上流英語の将来

   上流階級英語は今、絶滅の危機に瀕していると言っても良いくらいである。2000年には女王が上流階級英語を話していない、とする分析まで発表された。また、言語学の本では、"Old-Fashoned U"という表現が用いられ、いわゆる上流階級が昔ながらの上流英語を話していないという現象を示している。たとえば、Old-Fashoned U では、humour や hotel の語頭の "h" は落ちてしまうのにたいし、現在の U では息遣いの音が聞こえるほど強烈である。むしろ、語頭の"h"の欠落は、ロンドンの労働者階級英語(コックニー)のものだという認識の方が広いくらいである。また、"l"の前に"w"の音が入る現象も今や古い現象であり、上流階級の若者にはこうした傾向はほとんどない。

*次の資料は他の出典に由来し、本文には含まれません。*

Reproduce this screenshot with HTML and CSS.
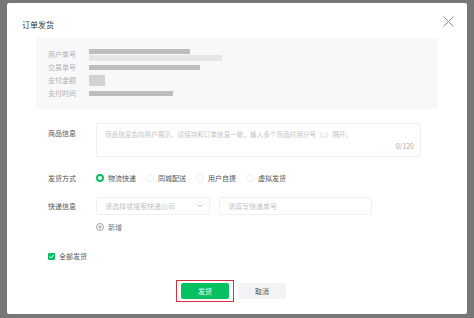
FILE: index.html
```html
<!DOCTYPE html>
<html lang="zh-CN">
<head>
    <meta charset="UTF-8">
    <meta name="viewport" content="width=device-width, initial-scale=1.0">
    <title>订单发货</title>
    <link rel="stylesheet" href="styles.css">
</head>
<body>
    <div class="modal">
        <div class="modal-head">
            <span class="modal-title">订单发货</span>
            <svg class="close" width="11" height="11" viewBox="0 0 11 11">
                <path d="M0.5 0.5L10.5 10.5M10.5 0.5L0.5 10.5" stroke="#8a8a8a" stroke-width="1" fill="none"/>
            </svg>
        </div>

        <div class="info">
            <div class="info-row">
                <span class="info-label">商户单号</span>
                <span class="mask">
                    <span class="bar" style="width:101px"></span>
                    <span class="bar light" style="width:133px"></span>
                </span>
            </div>
            <div class="info-row">
                <span class="info-label">交易单号</span>
                <span class="bar" style="width:111px"></span>
            </div>
            <div class="info-row">
                <span class="info-label">支付金额</span>
                <span class="bar tall" style="width:16px"></span>
            </div>
            <div class="info-row">
                <span class="info-label">支付时间</span>
                <span class="bar" style="width:84px"></span>
            </div>
        </div>

        <div class="form-row goods">
            <span class="form-label">商品信息</span>
            <div class="textarea">
                <span class="placeholder">商品信息会向用户展示。请保持和订单信息一致，输入多个商品时用分号（；）隔开。</span>
                <span class="counter">0/120</span>
            </div>
        </div>

        <div class="form-row method">
            <span class="form-label">发货方式</span>
            <div class="radios">
                <span class="radio checked"><i></i>物流快递</span>
                <span class="radio"><i></i>同城配送</span>
                <span class="radio"><i></i>用户自提</span>
                <span class="radio"><i></i>虚拟发货</span>
            </div>
        </div>

        <div class="form-row express">
            <span class="form-label">快递信息</span>
            <div class="select">
                <span class="placeholder">请选择或搜索快递公司</span>
                <svg width="6" height="4" viewBox="0 0 6 4"><path d="M0.5 0.5L3 3L5.5 0.5" stroke="#c4c4c4" fill="none"/></svg>
            </div>
            <div class="input"><span class="placeholder">请填写快递单号</span></div>
        </div>

        <div class="add">
            <svg width="8" height="8" viewBox="0 0 8 8">
                <circle cx="4" cy="4" r="3.5" stroke="#8c8c8c" stroke-width="0.8" fill="none"/>
                <path d="M4 2.2V5.8M2.2 4H5.8" stroke="#8c8c8c" stroke-width="0.8"/>
            </svg>
            <span>新增</span>
        </div>

        <div class="check-row">
            <span class="checkbox">
                <svg width="7" height="7" viewBox="0 0 7 7"><path d="M1.5 3.6L3 5L5.6 2" stroke="#fff" stroke-width="1" fill="none"/></svg>
            </span>
            <span>全部发货</span>
        </div>

        <div class="footer">
            <span class="mark"><button class="btn primary">发货</button></span>
            <button class="btn">取消</button>
        </div>
    </div>
</body>
</html>
```

FILE: styles.css
```css
*{
    box-sizing: border-box;
}
body{
    margin: 0;
    height: 318px;
    padding: 3px 7px 4px 7px;
    background-color: #777777;
    font-family: "Noto Sans CJK SC", "Noto Sans", sans-serif;
    font-size: 7px;
    color: #555;
}
.modal{
    height: 311px;
    background-color: #fff;
    border-radius: 2px;
    padding: 17px 29px 0 29px;
}
.modal-head{
    display: flex;
    justify-content: space-between;
    align-items: center;
    margin: 0 -15px 0 -14px;
    height: 10px;
}
.modal-title{
    font-size: 8px;
    line-height: 10px;
    color: #333;
}
.close{
    margin-top: -8px;
    margin-right: -1px;
}
.info{
    margin-top: 8px;
    height: 71px;
    background-color: #f7f8fa;
    padding: 10px 12px;
}
.info-row{
    display: flex;
    align-items: center;
    height: 13px;
}
.info-label{
    width: 41px;
    color: #b2b2b2;
    line-height: 13px;
}
.mask{
    display: flex;
    flex-direction: column;
    gap: 1px;
}
.bar{
    display: block;
    height: 5px;
    background-color: #bdbdbd;
    filter: blur(0.6px);
}
.bar.light{
    background-color: #e6e6e6;
    height: 6px;
}
.bar.tall{
    height: 11px;
    background-color: #d2d2d2;
}
.form-row{
    display: flex;
    align-items: center;
}
.form-label{
    width: 60px;
    padding-left: 12px;
    color: #555;
    flex-shrink: 0;
}
.goods{
    margin-top: 14px;
    align-items: flex-start;
}
.goods .form-label{
    padding-top: 5px;
}
.textarea{
    position: relative;
    width: 325px;
    height: 34px;
    border: 1px solid #f0f0f0;
    border-radius: 2px;
    padding: 5px 8px;
}
.placeholder{
    color: #c4c4c4;
    white-space: nowrap;
}
.textarea .placeholder{
    font-size: 6.6px;
}
.counter{
    position: absolute;
    right: 6px;
    bottom: 5px;
    color: #aaa;
}
.method{
    margin-top: 14px;
    height: 14px;
}
.radios{
    display: flex;
}
.radio{
    display: flex;
    align-items: center;
    width: 50px;
    gap: 4px;
    color: #555;
}
.radio i{
    display: block;
    width: 8px;
    height: 8px;
    border-radius: 50%;
    border: 1px solid #f0f0f0;
}
.radio.checked i{
    border: 2.5px solid #07c160;
}
.express{
    margin-top: 12px;
}
.select, .input{
    display: flex;
    align-items: center;
    height: 18px;
    border: 1px solid #f0f0f0;
    border-radius: 2px;
    padding: 0 6px 0 8px;
}
.select{
    width: 114px;
    justify-content: space-between;
}
.input{
    width: 153px;
    margin-left: 9px;
}
.add{
    display: flex;
    align-items: center;
    gap: 4px;
    margin: 7px 0 0 60px;
    height: 10px;
    color: #777;
}
.check-row{
    display: flex;
    align-items: center;
    gap: 4px;
    margin: 19px 0 0 12px;
    height: 10px;
    color: #555;
}
.checkbox{
    display: flex;
    align-items: center;
    justify-content: center;
    width: 7px;
    height: 7px;
    border-radius: 1px;
    background-color: #07c160;
}
.footer{
    display: flex;
    align-items: center;
    gap: 4px;
    margin-top: 19px;
    padding-left: 140px;
}
.mark{
    display: block;
    border: 1px solid #d3333d;
    padding: 2px 4px;
}
.btn{
    display: block;
    width: 48px;
    height: 16px;
    border: none;
    border-radius: 2px;
    background-color: #f2f3f5;
    font-family: inherit;
    font-size: 7px;
    color: #555;
    padding: 0;
}
.btn.primary{
    background-color: #07c160;
    color: #fff;
}
```
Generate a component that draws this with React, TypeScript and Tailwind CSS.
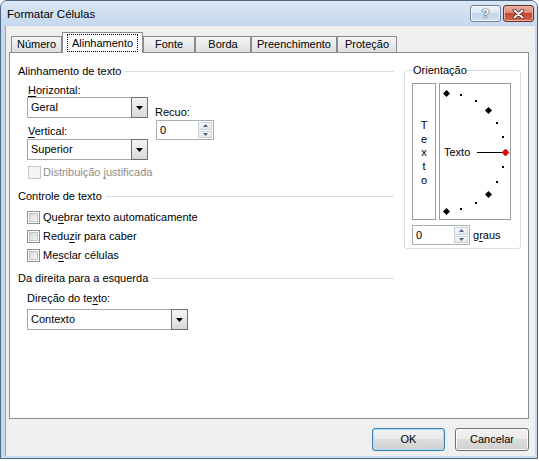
import React from "react";

type Kids = { children?: React.ReactNode };

function Header({ text }: { text: string }) {
  return (
    <div className="flex h-[15px] items-center">
      <span className="whitespace-nowrap leading-[15px]">{text}</span>
      <div className="ml-[4px] h-px flex-1 bg-[#d5dfe5]" />
    </div>
  );
}

function Combo({ value, className }: { value: string; className: string }) {
  return (
    <div className={`flex h-[21px] ${className}`}>
      <div className="flex flex-1 items-center border-y border-l border-[#a5a7ad] bg-white pl-[3px] leading-none">
        {value}
      </div>
      <div className="flex w-[17px] items-center justify-center border border-[#707070] bg-[linear-gradient(#f4f4f4,#e8e8e8_50%,#d8d8d8)]">
        <svg width="7" height="4" viewBox="0 0 7 4">
          <path d="M0 0h7L3.5 4z" fill="#000" />
        </svg>
      </div>
    </div>
  );
}

function Spin({ className }: { className: string }) {
  return (
    <div className={`flex h-[20px] border border-[#abadb3] bg-white ${className}`}>
      <div className="flex flex-1 items-center pl-[3px] leading-none">0</div>
      <div className="flex w-[15px] flex-col gap-px py-px pr-px">
        <div className="flex flex-1 items-center justify-center border border-[#c9d0d8] bg-[linear-gradient(#f8f8f8,#e4e8ec)]">
          <svg width="5" height="3" viewBox="0 0 5 3">
            <path d="M0 3h5L2.5 0z" fill="#4d6185" />
          </svg>
        </div>
        <div className="flex flex-1 items-center justify-center border border-[#c9d0d8] bg-[linear-gradient(#f8f8f8,#e4e8ec)]">
          <svg width="5" height="3" viewBox="0 0 5 3">
            <path d="M0 0h5L2.5 3z" fill="#4d6185" />
          </svg>
        </div>
      </div>
    </div>
  );
}

function Check({ disabled }: { disabled?: boolean }) {
  if (disabled) {
    return <div className="h-[13px] w-[13px] shrink-0 border border-[#c6c6c6] bg-[#f4f4f4]" />;
  }
  return (
    <div className="h-[13px] w-[13px] shrink-0 border border-[#8e8f8f] bg-white p-px">
      <div className="h-full w-full border border-[#c3c3c3] bg-[linear-gradient(135deg,#d6d6d6,#f7f7f7)]" />
    </div>
  );
}

function CheckRow({ children, className }: Kids & { className: string }) {
  return (
    <div className={`ml-[9px] flex h-[13px] items-center gap-[3px] ${className}`}>
      <Check />
      <span className="whitespace-nowrap leading-[13px]">{children}</span>
    </div>
  );
}

function Tab({ label, className }: { label: string; className: string }) {
  return (
    <div
      className={`flex h-[16px] items-center justify-center border border-b-0 border-[#898c95] bg-[linear-gradient(#f5f5f5,#ebebeb_50%,#dedede)] leading-none ${className}`}
    >
      {label}
    </div>
  );
}

function WinButton({ label, primary }: { label: string; primary?: boolean }) {
  return (
    <div
      className={`flex h-[23px] items-center justify-center rounded-[3px] border leading-none ${
        primary
          ? "w-[73px] border-[#3c7fb1] bg-[linear-gradient(#f2f2f2,#ebebeb_45%,#dddddd_50%,#cfcfcf)] shadow-[inset_0_0_0_1px_#a6e1f8]"
          : "w-[74px] border-[#707070] bg-[linear-gradient(#f2f2f2,#ebebeb_45%,#dddddd_50%,#cfcfcf)] shadow-[inset_0_0_0_1px_#fcfcfc]"
      }`}
    >
      {label}
    </div>
  );
}

function Arc() {
  const cx = 6;
  const cy = 68;
  const r = 59;
  const diamonds = [90, 45, -45, -90];
  const dots = [75, 60, 30, 15, -15, -30, -60, -75];
  const pt = (a: number) => {
    const rad = (a * Math.PI) / 180;
    return [cx + r * Math.cos(rad), cy - r * Math.sin(rad)];
  };
  const dia = (x: number, y: number, s: number) =>
    `${x},${y - s} ${x + s},${y} ${x},${y + s} ${x - s},${y}`;
  return (
    <svg width="70" height="135" viewBox="0 0 70 135">
      {dots.map((a) => {
        const [x, y] = pt(a);
        return <rect key={a} x={Math.round(x) - 1} y={Math.round(y) - 1} width="2" height="2" fill="#000" />;
      })}
      {diamonds.map((a) => {
        const [x, y] = pt(a);
        return <polygon key={a} points={dia(Math.round(x) + 0.5, Math.round(y) + 0.5, 3.5)} fill="#000" />;
      })}
      <line x1="37" y1="68.5" x2="62" y2="68.5" stroke="#000" strokeWidth="1" />
      <polygon points={dia(65.5, 68.5, 3.5)} fill="#ee0000" stroke="#7a0000" strokeWidth="0.6" />
      <text x="4" y="72" fontFamily="'Liberation Sans', Arial, sans-serif" fontSize="11" fill="#000">
        Texto
      </text>
    </svg>
  );
}

export default function App() {
  return (
    <div className="h-[461px] w-[539px] bg-white font-['Liberation_Sans',Arial,sans-serif] text-[11px] text-black">
      <div className="flex h-[459px] w-[538px] flex-col rounded-t-[7px] border border-[#4f6680] bg-[#c6d9ef]">
        {/* Title bar */}
        <div className="flex h-[25px] items-start rounded-t-[6px] bg-[linear-gradient(#dae6f4,#c5d8ee)]">
          <span className="ml-[6px] mt-[6px] text-[11.5px] leading-[14px]">Formatar Células</span>
          <div className="ml-auto mr-[3px] mt-[4px] flex gap-[2px]">
            <div className="flex h-[17px] w-[31px] items-center justify-center rounded-[3px] border border-[#6f819a] bg-[linear-gradient(#eef3fa,#dbe6f2_45%,#c3d5ea_50%,#d2e0f0)] shadow-[inset_0_0_0_1px_#f3f7fc]">
              <span className="text-[13px] font-bold leading-none text-white [text-shadow:0_0_1px_#2d3e55,0_0_1px_#2d3e55,0_0_1px_#2d3e55]">
                ?
              </span>
            </div>
            <div className="flex h-[17px] w-[31px] items-center justify-center rounded-[3px] border border-[#6e2c24] bg-[linear-gradient(#eaae9f,#dc8d7c_45%,#c8452e_50%,#d4674d)] shadow-[inset_0_0_0_1px_#eab3a6]">
              <svg width="13" height="10" viewBox="0 0 13 10">
                <path d="M2.5 1.5 L10.5 8.5 M10.5 1.5 L2.5 8.5" stroke="#3b2622" strokeWidth="3.6" strokeLinecap="round" />
                <path d="M2.5 1.5 L10.5 8.5 M10.5 1.5 L2.5 8.5" stroke="#fff" strokeWidth="2" strokeLinecap="round" />
              </svg>
            </div>
          </div>
        </div>

        {/* Frame + client */}
        <div className="flex h-[430px]">
          <div className="w-[4px]" />
          <div className="flex w-[530px] flex-col border-l border-[#8ea5c2] bg-[#f0f0f0] pl-[3px] pt-[6px]">
            {/* Tabs */}
            <div className="flex h-[20px] items-end pl-[2px]">
              <Tab label="Número" className="w-[51px]" />
              <div className="relative z-10 -mb-px flex h-[21px] w-[81px] justify-center border border-b-0 border-[#898c95] bg-white pt-px">
                <div className="flex h-[18px] w-[71px] items-center justify-center border border-dotted border-black leading-none">
                  Alinhamento
                </div>
              </div>
              <Tab label="Fonte" className="w-[52px]" />
              <Tab label="Borda" className="w-[56px]" />
              <Tab label="Preenchimento" className="w-[86px]" />
              <Tab label="Proteção" className="w-[60px]" />
            </div>

            {/* Panel */}
            <div className="flex h-[367px] w-[520px] items-start border border-[#898c95] bg-white pl-[8px]">
              {/* Left column */}
              <div className="mt-[11px] flex w-[376px] flex-col">
                <Header text="Alinhamento de texto" />
                <div className="ml-[9px] mt-[4px] flex">
                  <div className="flex w-[121px] flex-col">
                    <div className="h-[14px] pl-px leading-[14px]">
                      <span className="underline underline-offset-2">H</span>orizontal:
                    </div>
                    <Combo value="Geral" className="w-[121px]" />
                    <div className="mt-[6px] h-[14px] pl-px leading-[14px]">
                      <span className="underline underline-offset-2">V</span>ertical:
                    </div>
                    <div className="mt-px">
                      <Combo value="Superior" className="w-[121px]" />
                    </div>
                  </div>
                  <div className="ml-[7px] mt-[22px] flex flex-col">
                    <div className="h-[14px] leading-[14px]">Recuo:</div>
                    <div className="ml-px mt-px">
                      <Spin className="w-[58px]" />
                    </div>
                  </div>
                </div>
                <div className="ml-[10px] mt-[6px] flex h-[13px] items-center gap-[2px] text-[#8d8d8d]">
                  <Check disabled />
                  <span className="leading-[13px]">
                    Distribuição <span className="underline underline-offset-2">j</span>ustificada
                  </span>
                </div>

                <div className="mt-[10px]">
                  <Header text="Controle de texto" />
                </div>
                <CheckRow className="mt-[7px]">
                  Qu<span className="underline underline-offset-2">e</span>brar texto automaticamente
                </CheckRow>
                <CheckRow className="mt-[6px]">
                  Redu<span className="underline underline-offset-2">z</span>ir para caber
                </CheckRow>
                <CheckRow className="mt-[6px]">
                  Me<span className="underline underline-offset-2">s</span>clar células
                </CheckRow>

                <div className="mt-[9px]">
                  <Header text="Da direita para a esquerda" />
                </div>
                <div className="ml-[9px] mt-[5px] h-[14px] leading-[14px]">
                  Direção do te<span className="underline underline-offset-2">x</span>to:
                </div>
                <div className="ml-[9px] mt-[4px]">
                  <Combo value="Contexto" className="w-[161px]" />
                </div>
              </div>

              {/* Orientation group */}
              <fieldset className="ml-[10px] mt-[10px] w-[117px] rounded-[3px] border border-[#d5dfe5] px-[7px] pb-[3px]">
                <legend className="ml-[1px] h-[14px] px-0 leading-[14px]">Orientação</legend>
                <div className="mt-[6px] flex gap-[3px]">
                  <div className="flex h-[137px] w-[24px] flex-col items-center border border-[#9c9c9c] pt-[35px] leading-[13.7px]">
                    <span>T</span>
                    <span>e</span>
                    <span>x</span>
                    <span>t</span>
                    <span>o</span>
                  </div>
                  <div className="h-[137px] w-[72px] border border-[#9c9c9c]">
                    <Arc />
                  </div>
                </div>
                <div className="mt-[5px] flex items-center">
                  <Spin className="w-[58px]" />
                  <span className="ml-[3px] leading-[14px]">
                    g<span className="underline underline-offset-2">r</span>aus
                  </span>
                </div>
              </fieldset>
            </div>

            {/* Buttons */}
            <div className="mt-[9px] flex justify-end gap-[10px] pr-[6px]">
              <WinButton label="OK" primary />
              <WinButton label="Cancelar" />
            </div>
          </div>
          <div className="w-[2px]" />
        </div>
      </div>
    </div>
  );
}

   こうした現象の背後には、テレビやラジオ、そしてインターネットの普及がある。また、高いレベルの教育が上流階級の子女だけであった時代と異なり、一般に普及してきたことも要因として挙げられるだろう。いわゆる上流階級英語とは、パブリックスクールの寄宿舎で寝食を共にする子供たちの間で流通し、やがて子供たちが成長するとオックスフォード大学やケンブリッジ大学に進学し、オックスブリッジ英語として権威を得るようになった隠語的存在である。ある特定の集団内でしか通用しない言語体系だったのである。そして、その集団に属する資格や財産を持っているのが上流階級であったということにすぎない。従って、そうした集団内に身分という資格が取り払われ、奨学金によって財産という障壁が取り除かれて開放された結果、上流階級英語はそうでない階級のものと混合・融合し、階級横断的な言語へと変貌しつつある。つまりは、社会的変動の波に飲み込まれ、上流階級のみならず、上流階級英語もまた、境界線のぼやけたものになっていっている。
   ロス教授は、50年前、上流階級とそうでないものとを隔てる壁はもはや言語だけであると語ったが、21世紀を迎えた現在では、世襲制の称号を持っているかどうかだけが上流階級とそうでないものとを隔てる壁になったようである。一代限りの称号は、栄誉として広く国民に与えられるものであるため、やはり、世襲制というものが大きくクローズ・アップされてこよう。しかし、ブレア首相の貴族院改革によって政治的影響力もさらに減少しつつある世襲制の貴族たちは、社会との繋がりを急速に失い、貴族という特殊な集団内のみに存在することを放棄し、やがては一般大衆に迎合しなければならなくなることが予想される。こうした交流を通じて、上流階級英語はますます消えていくことだろう。もしかすると、もう50年も経てば、上流階級英語は現在のシェイクスピア研究のように、あるいはラテン語研究のように、『現在では使用されていない過去の言語』に区分された研究分野となっているのかもしれない。